October 25, 2018 // 11:35 a.m.
AMD has released its latest quarterly earnings report, and despite seeing growth a combination of a struggling graphics processor business and lowered outlook for the fourth quarter of the year has seen its stock price drop nearly 27 percent in post- and pre-market trading.
In its report for the third quarter of its 2018 financial year, AMD had a number of reasons to celebrate: Its gross profit margin has risen three percentage points quarter-on-quarter and four percentage points year-on-year to 40 percent, outpacing a two percentage point growth in its operating expenses against revenue year-on-year, and its operating income is up from $61 million in the same period last year to $150 million this year. '“We delivered our fifth straight quarter of year-over-year revenue and net income growth driven largely by the accelerated adoption of our Ryzen, Epyc, and data centre graphics products,' explains Dr. Lisa Su, AMD president and chief executive, of the results. 'Client and server processor sales increased significantly although graphics channel sales were lower in the quarter. Looking forward, we believe we are well positioned for further market share gains as we continue making significant progress towards our long-term financial targets.'
Investors, though, seem unimpressed. While the company showed a 12 percent year-on-year growth for its combined computing and graphics segment, driven by higher average selling price on CPU parts, its GPU sales have suffered from the downtrend in purchases for cryptocurrency mining plus a lack of high-end parts and new product launches leading to a decrease in graphics average selling price. It's the company's outlook for the next three months, though, that has investors most concerned: While it forecasts an eight percent year-on-year growth to $1.45 billion in revenue, that's considerably lower than the $1.6 billion analysts had previously pegged for the company.

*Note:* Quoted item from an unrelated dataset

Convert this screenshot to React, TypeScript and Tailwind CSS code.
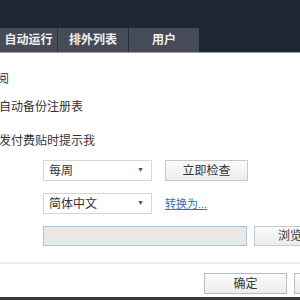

The result: A serious shrinkage of AMD's share price, with post-close and pre-open trading combining to see the company's shares plummet 26.94 percent to $22.79 a share. For investors who had got on board relatively recently, that's bad news; for long-term investors, though, the drop has done little to wipe out gains from the company's 52-week low of $9.04 per share.
The company has confirmed, too, that it doesn't expect things to change in the graphics processor market before the end of the year: Its forecast for the next quarter predicts growth from mainstream Ryzen, server Epyc, and 'data centre GPU processor' sales, but says nothing of consumer-oriented graphics products.